Reports of west wind.  Try right from launch, but couldn’t make The Knob.  Turn left and reach Rayes low.  Ridge up and thermal above. Down wind to Matu Flats.  Come in 1/2 way up on NW hill and ridge up.  Thermal back into convergence and connect to cloudbase at fourteen five.  A little low around the south side of Edwards.  Too far out in front of chase, no radio contact, no jacket, wantin on ground.  Opt to burn altitude and land at last phone.  Home by 11:30

2012 note:  This flight was initially measured at 180 miles using sectional charts, but a modern Google Earth measurement indicates just over 179.  I arrived over the LZ with about 4K AGL and was concerned there were no more gas stations or rest stops for another hundred miles.  I thought I had gone about 20 miles past Barstow, which I 'd flown to on a couple of occasions previously, so I was guessing my distance from launch was in the 150 plus range, but I obviously didn't realize I was making good time in zero sink with a nice tail wind from the west at altitude.  Had I known that I was near the 180 mile mark, I would have eked it out till dark.  Could-a, should-a, would-a... as it turned out, this was my personal longest foot launched flight.  Other than boldly committing left off launch and scoring a low thermal over Matu Flats, the flight was relatively easy.  I'd forgotten my jacket so being cold soaked likely played into my decision to anchor.  Not well equipped to spend the night on the road side.

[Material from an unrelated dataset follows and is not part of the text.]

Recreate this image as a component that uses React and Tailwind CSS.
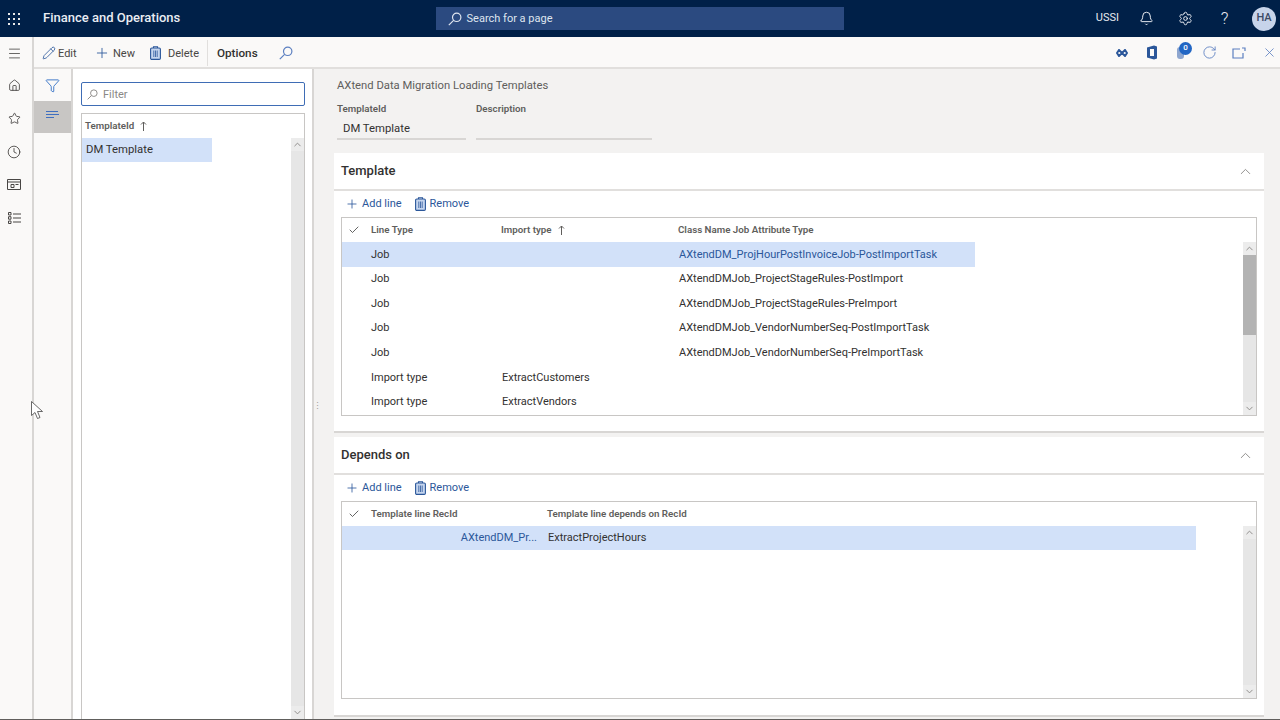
import {
  Bell,
  Check,
  ChevronDown,
  ChevronUp,
  Clock,
  Filter,
  Home,
  Menu,
  Pencil,
  Plus,
  RotateCw,
  Settings,
  Star,
  X,
} from "lucide-react";

const templateRows = [
  { type: "Job", cls: "AXtendDM_ProjHourPostInvoiceJob-PostImportTask", active: true },
  { type: "Job", cls: "AXtendDMJob_ProjectStageRules-PostImport" },
  { type: "Job", cls: "AXtendDMJob_ProjectStageRules-PreImport" },
  { type: "Job", cls: "AXtendDMJob_VendorNumberSeq-PostImportTask" },
  { type: "Job", cls: "AXtendDMJob_VendorNumberSeq-PreImportTask" },
  { type: "Import type", imp: "ExtractCustomers" },
  { type: "Import type", imp: "ExtractVendors" },
];

// the D365 magnifier has its handle on the lower left
const Magnifier = ({ size = 14, className = "" }) => (
  <svg width={size} height={size} viewBox="0 0 14 14" className={className} fill="none" stroke="currentColor" strokeWidth="1.2">
    <circle cx="8.7" cy="5.3" r="4.2" />
    <path d="M5.6 8.4.8 13.2" />
  </svg>
);

const TrashIcon = ({ width = 11, height = 14 }) => (
  <svg width={width} height={height} viewBox="0 0 11 14" className="shrink-0">
    <rect x="0.6" y="2" width="9.8" height="11.4" rx="1.2" fill="#c5d5ee" stroke="#2b579a" strokeWidth="1.1" />
    <path d="M3.5 2V.7h4V2" fill="none" stroke="#2b579a" strokeWidth="1.1" />
    <path d="M3.8 4.5v6.5M5.5 4.5v6.5M7.2 4.5v6.5" stroke="#2b579a" strokeWidth="0.8" />
  </svg>
);

const SortArrow = () => (
  <svg width="7" height="10" viewBox="0 0 7 10" fill="none" stroke="#605e5c" strokeWidth="1">
    <path d="M3.5 10V1M1 3.5 3.5 1 6 3.5" />
  </svg>
);

const ScrollBar = ({ thumb }) => (
  <div className="flex w-[13px] shrink-0 flex-col bg-[#e6e6e6]">
    <div className="flex h-[13px] items-center justify-center bg-[#ececec]">
      <ChevronUp size={11} className="text-[#8a8886]" />
    </div>
    <div className="flex-1">{thumb && <div className="h-[80px] bg-[#b3b3b3]" />}</div>
    <div className="flex h-[13px] items-center justify-center bg-[#ececec]">
      <ChevronDown size={11} className="text-[#8a8886]" />
    </div>
  </div>
);

const Actions = () => (
  <div className="flex h-[26px] items-center gap-[13px] pl-[11px] text-[11px] text-[#2b579a]">
    <span className="flex items-center gap-[3px]">
      <Plus size={14} strokeWidth={1.4} />
      Add line
    </span>
    <span className="flex items-center gap-[4px]">
      <TrashIcon />
      Remove
    </span>
  </div>
);

const SectionHead = ({ title }) => (
  <div className="flex h-[38px] items-center justify-between border-b-2 border-[#e1dfdd] pl-[7px] pr-[10px]">
    <h2 className="text-[13px] font-medium text-[#323130]">{title}</h2>
    <ChevronUp size={17} strokeWidth={1.3} className="text-[#8a8886]" />
  </div>
);

const Toolbar = () => (
  <div className="flex h-[32px] items-center justify-between border-b-2 border-[#e1dfdd] bg-[#faf9f8] pl-[8px] pr-[3px] pt-[1px] text-[11px] text-[#484644]">
    <div className="flex items-center">
      <span className="flex w-[52px] items-center gap-[2px]">
        <Pencil size={14} strokeWidth={1.4} className="text-[#2b579a]" />
        <span className="pt-[3px]">Edit</span>
      </span>
      <span className="flex w-[55px] items-center gap-[3px]">
        <Plus size={16} strokeWidth={1.3} className="text-[#2b579a]" />
        <span className="pt-[3px]">New</span>
      </span>
      <span className="flex w-[57px] items-center gap-[7px] pl-[1px]">
        <TrashIcon />
        <span className="pt-[3px]">Delete</span>
      </span>
      <span className="ml-[1px] flex h-[26px] w-[64px] items-center border-l border-[#e1dfdd] pl-[9px] pt-[2px] text-[11.7px] font-medium text-[#323130]">
        Options
      </span>
      <Magnifier className="ml-[8px] text-[#5b7fc0]" />
    </div>
    <div className="flex items-center text-[#2b579a]">
      <svg width="12" height="8" viewBox="0 0 12 8" className="mr-[18px]" fill="none" stroke="currentColor" strokeWidth="2">
        <path d="M3 1 1 4l2 3 3-3zM9 1 6 4l3 3 2-3z" />
      </svg>
      <svg width="12" height="15" viewBox="0 0 12 15" className="mr-[19px]">
        <path d="M1 2.5 8 0.5l3 1v12l-3 1-7-2z" fill="currentColor" />
        <path d="M4 4h4v7H4z" fill="#faf9f8" />
      </svg>
      <span className="relative mr-[18px] block h-[12px] w-[7px] rounded-[3px] bg-[#8ea6cf]">
        <span className="absolute -right-[8px] -top-[5px] flex h-[13px] w-[13px] items-center justify-center rounded-full bg-[#2266c4] text-[8px] font-medium text-white">
          0
        </span>
      </span>
      <RotateCw size={15} strokeWidth={1.4} className="mr-[15px] text-[#5b7fc0]" />
      <svg width="14" height="12" viewBox="0 0 14 12" className="mr-[16px]" fill="none" stroke="#5b7fc0" strokeWidth="1.2">
        <path d="M8 2H1v9h10V6M10 1h3v3" />
      </svg>
      <X size={15} strokeWidth={1.3} className="text-[#5b7fc0]" />
    </div>
  </div>
);

const App = () => {
  return (
    <div className="flex h-[720px] w-[1280px] flex-col overflow-hidden border-b border-[#605e5c] bg-[#f3f2f1] font-['Roboto',sans-serif]">
      <header className="flex h-[37px] shrink-0 items-center justify-between bg-[#002048] text-white">
        <div className="flex items-center">
          <svg width="14" height="14" viewBox="0 0 14 14" className="ml-[7px] mr-[22px]" fill="#e8e8e8">
            {[1, 6, 11].flatMap((y) =>
              [1, 6, 11].map((x) => <rect key={`${x}-${y}`} x={x} y={y} width="2" height="2" />)
            )}
          </svg>
          <span className="pb-[2px] text-[13px] font-medium text-[#e9edf3]">Finance and Operations</span>
        </div>
        <div className="ml-[3px] flex h-[23px] w-[408px] items-center gap-[5px] bg-[#2b4a80] pl-[12px] text-[11px] text-[#dfe5ef]">
          <Magnifier />
          <span className="pt-[2px]">Search for a page</span>
        </div>
        <div className="flex items-center text-[#e6e9ef]">
          <span className="mr-[8px] text-[11px]">USSI</span>
          <span className="flex w-[39px] justify-center">
            <Bell size={15} strokeWidth={1.6} />
          </span>
          <span className="flex w-[39px] justify-center">
            <Settings size={15} strokeWidth={1.6} />
          </span>
          <span className="mr-[8px] flex w-[39px] justify-center text-[17px] font-light leading-none">?</span>
          <span className="mr-[4px] flex h-[24px] w-[24px] items-center justify-center rounded-full bg-[#c7d4ea] text-[11px] font-medium text-[#3b4a66]">
            HA
          </span>
        </div>
      </header>

      <div className="flex min-h-0 flex-1">
        <nav className="flex w-[34px] shrink-0 flex-col items-center border-r-2 border-[#d8d6d4] bg-[#faf9f8] pr-[4px] pt-[9px] text-[#484644]">
          <Menu size={15} strokeWidth={1.3} className="mb-[18px]" />
          <Home size={13} strokeWidth={1.6} className="mb-[20px]" />
          <Star size={13} strokeWidth={1.6} className="mb-[20px]" />
          <Clock size={14} strokeWidth={1.5} className="mb-[20px]" />
          <svg width="14" height="11" viewBox="0 0 14 11" className="mb-[22px]" fill="none" stroke="currentColor">
            <path d="M.5.5h13v10H.5zM.5 3h13M4 5.5h3v3H4zM8.5 5.5h3" />
          </svg>
          <svg width="13" height="12" viewBox="0 0 13 12" fill="none" stroke="currentColor">
            <path d="M.5.5h2.5v2.5H.5zM.5 4.7h2.5v2.5H.5zM.5 9h2.5v2.5H.5zM5 2h8M5 6h8M5 10h8" />
          </svg>
        </nav>

        <div className="flex min-w-0 flex-1 flex-col">
          <Toolbar />

          <div className="flex min-h-0 flex-1">
            <aside className="flex w-[39px] shrink-0 flex-col border-r-2 border-[#d8d6d4] bg-[#faf9f8]">
              <div className="flex h-[32px] items-center justify-center">
                <Filter size={15} strokeWidth={1.4} className="text-[#2b6cc4]" />
              </div>
              <div className="flex h-[32px] flex-col items-start justify-center gap-[1.5px] bg-[#c8c6c4] pb-[5px] pl-[12px]">
                <span className="h-[1.5px] w-[12px] bg-[#3f6fc0]" />
                <span className="h-[1.5px] w-[13px] bg-[#3f6fc0]" />
                <span className="h-[1.5px] w-[8px] bg-[#3f6fc0]" />
              </div>
            </aside>

            <section className="flex w-[239px] shrink-0 flex-col bg-white pl-[8px] pr-[7px] pt-[13px]">
              <div className="flex h-[24px] shrink-0 items-center gap-[5px] rounded-[2px] border-[1.5px] border-[#3f6db5] pl-[5px] text-[11px] text-[#8a8886]">
                <Magnifier size={11} className="text-[#8a8886]" />
                <span className="pt-[2px]">Filter</span>
              </div>
              <div className="mt-[7px] flex min-h-0 flex-1 flex-col border border-b-0 border-[#c8c6c4]">
                <div className="flex h-[24px] shrink-0 items-center gap-[6px] pl-[3px] text-[9.75px] font-semibold text-[#605e5c]">
                  TemplateId
                  <SortArrow />
                </div>
                <div className="flex min-h-0 flex-1">
                  <div className="min-w-0 flex-1">
                    <div className="flex h-[24px] w-[130px] items-center bg-[#d2e1f9] pl-[4px] pt-[1px] text-[11.3px] text-[#323130]">
                      DM Template
                    </div>
                  </div>
                  <ScrollBar />
                </div>
              </div>
            </section>

            <div className="flex w-[8px] shrink-0 items-center justify-center border-l-2 border-[#d8d6d4] text-[9px] leading-none text-[#a19f9d]">
              <span className="mt-[24px]">⋮</span>
            </div>

            <main className="flex min-w-0 flex-1 flex-col pl-[14px] pr-[16px]">
              <div className="pl-[3px] pt-[9px] text-[11.25px] leading-[16px] text-[#605e5c]">
                AXtend Data Migration Loading Templates
              </div>
              <div className="mt-[8px] flex gap-[10px] pl-[3px]">
                <div className="w-[129px]">
                  <div className="text-[9.75px] font-semibold leading-[14px] text-[#605e5c]">TemplateId</div>
                  <div className="flex h-[24px] items-center border-b-2 border-[#d8d6d4] pl-[6px] pt-[5px] text-[11.3px] text-[#323130]">
                    DM Template
                  </div>
                </div>
                <div className="w-[176px]">
                  <div className="text-[9.75px] font-semibold leading-[14px] text-[#605e5c]">Description</div>
                  <div className="h-[24px] border-b-2 border-[#d8d6d4]" />
                </div>
              </div>

              <section className="mt-[13px] flex h-[280px] shrink-0 flex-col border-b-2 border-[#d8d6d4] bg-white">
                <SectionHead title="Template" />
                <Actions />
                <div className="mx-[7px] mb-[15px] flex min-h-0 flex-1 flex-col border border-[#c8c6c4]">
                  <div className="flex h-[24px] shrink-0 items-center text-[9.75px] font-semibold text-[#605e5c]">
                    <Check size={12} strokeWidth={1.5} className="ml-[6px] mr-[11px] text-[#323130]" />
                    <span className="w-[130px]">Line Type</span>
                    <span className="flex w-[177px] items-center gap-[6px]">
                      Import type
                      <SortArrow />
                    </span>
                    <span>Class Name Job Attribute Type</span>
                  </div>
                  <div className="flex min-h-0 flex-1">
                    <div className="min-w-0 flex-1">
                      {templateRows.map((row) => (
                        <div
                          key={row.cls || row.imp}
                          className={`flex h-[24.6px] w-[633px] items-center pt-[1px] text-[11px] text-[#323130] ${row.active ? "bg-[#d2e1f9]" : ""}`}
                        >
                          <span className="w-[160px] pl-[29px]">{row.type}</span>
                          <span className="w-[177px]">{row.imp}</span>
                          <span className={row.active ? "text-[#2b579a]" : ""}>{row.cls}</span>
                        </div>
                      ))}
                    </div>
                    <ScrollBar thumb />
                  </div>
                </div>
              </section>

              <section className="mt-[4px] flex h-[280px] shrink-0 flex-col border-b-2 border-[#d8d6d4] bg-white">
                <SectionHead title="Depends on" />
                <Actions />
                <div className="mx-[7px] mb-[16px] flex min-h-0 flex-1 flex-col border border-[#c8c6c4]">
                  <div className="flex h-[24px] shrink-0 items-center text-[9.75px] font-semibold text-[#605e5c]">
                    <Check size={12} strokeWidth={1.5} className="ml-[6px] mr-[11px] text-[#323130]" />
                    <span className="w-[176px]">Template line RecId</span>
                    <span>Template line depends on RecId</span>
                  </div>
                  <div className="flex min-h-0 flex-1">
                    <div className="min-w-0 flex-1">
                      <div className="flex h-[24px] w-[854px] items-center bg-[#d2e1f9] pt-[1px] text-[11px] text-[#323130]">
                        <span className="w-[206px] pr-[11px] text-right text-[#2b579a]">AXtendDM_Pr...</span>
                        <span>ExtractProjectHours</span>
                      </div>
                    </div>
                    <ScrollBar />
                  </div>
                </div>
              </section>
            </main>
          </div>
        </div>
      </div>

      <svg width="13" height="20" viewBox="0 0 13 20" className="absolute left-[31px] top-[401px]" fill="#fff" stroke="#444" strokeWidth="0.8">
        <path d="M.5.5v14l3.5-3 2.5 6 2.5-1-2.5-6h5z" />
      </svg>
    </div>
  );
};

export default App;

I'd outrun chase by a bunch and hadn't had radio contact all day, so retrieval was a concern (still using Citizen Band AM, Channel 34).  Pre cell-phone days, and Ludlow was the last pay phone.  Logistically, we relied on a dedicated 800 answering service call in number to post and retrieve messages.  I landed on the westbound onramp (literally on the on ramp itself).  It was uphill into the wind.  My plan was to use the pay phone at the gas station and then start hitch hiking west bound.  Landing on the on-ramp would give more thumb time before dark (sunset was a bit before 7 PM).  I did a lot of hitch hiking with my glider back then, and occasionally slept under my wing on the side of the road.  I didn't have chase for most of my early era flights past Fillmore, so I carried two 1/8"x18' Dacron chords and would tie on to anything that stopped if they let me (18 wheelers, topless sports cars...).   A little abusive on the Mylar.  Never could match glide with Hammer.

Within a few minutes of landing, a pickup with a camper shell pulled up and offered a ride.  He was willing to wait for me to break down and check in from the pay phone.  Met up with Team Topa in Barstow.